駅前の宝くじ窓口の一番には長い列。二番に並ぶ。数人なのになかなか進まない。組番号、末尾番号を細かく選んで買っている様子。うちのやつ、「こっち」と手招きしている。角を曲がると三番売場はガラガラ。連番三十枚を二セットを買う。一万八千円が消えた。ランチ代がどこかへ。

「丸善に付き合ってくれたら、お昼を奢ってあげるわよ」。「丸善発祥の早矢仕ライス?」。「来年のカレンダーを買いに行くのよ」。日本橋まで、ちと距離があるが、今日は余り歩いてないのでまあいいかと歩き始める。

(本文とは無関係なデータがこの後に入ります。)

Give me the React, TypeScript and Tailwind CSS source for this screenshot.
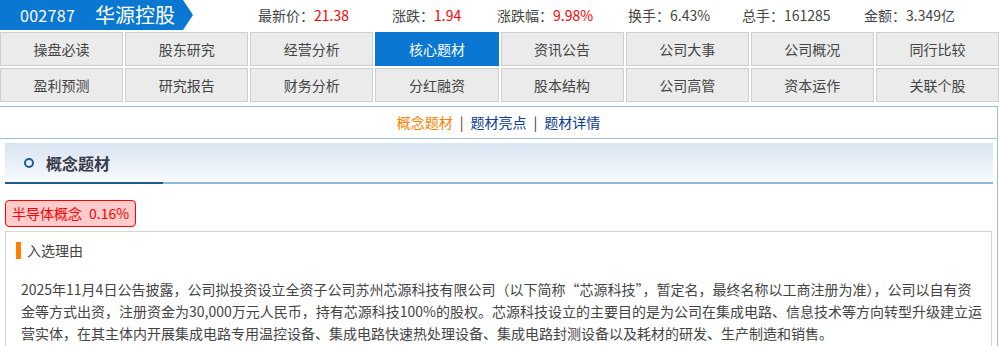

銀座から日本橋エリアに点在する様々な県のアンテナショップが開店ラッシュ。これといって欲しい物はないが、道すがら、ついつい店内探索。カフェ・レストラン併設のアンテナショップが多いが、ハンバーグとかカレーとか、ジョナサンもどきのメニューで、なにか芸がない。

丸善に到着。三階のカレンダー売場へ。ここは、気の利いた外国製のカレンダーがあるので好きなのだが、今回は目ぼしい物がなかった。うちのやつはイギリス画家のカレンダーを一つ。私はゼロ。毎年、二・三点は買うのに、アート系も動物系も風景系も、なにかマンネリ化してきている。築地の弘尚堂書店さんで、二・三点カレンダーを探しましょう。

ところで昼飯時になり、サラリーマンがオフィスから流れ出てくる。取り敢えず目に入った、近くの居酒屋さんの看板の刺身に惹かれて店内へ。食べ終えて外に出る。やっぱし、同じ千円の刺身なら、昼飯にちょくちょく行く、築地の本種さんの刺身定食がピカ一だと思う。

築地の細い脇道にある。とても小奇麗とは言えぬ店。築地市場で働くあんちゃん達が仕事帰りに立ち寄り、競艇談義に花を咲かせている。店主も調理しながら、話に加わる。この市場仲間との最強タッグが、魚のネタの良さを証明している。

誰にも教えたくない店ながら、時々、伏高のお客様に、どこか教えてと言われれば、そっと教えて、後日、感謝される。年末になると、いろんな雑誌で築地が特集される。その一つの雑誌に、誰にも教えたくない店にこの店の名が、店主と娘さんの写真と共に。ありゃまあ、名が知れては、当分の間、あの店で昼飯にありつけないでしょう。残念。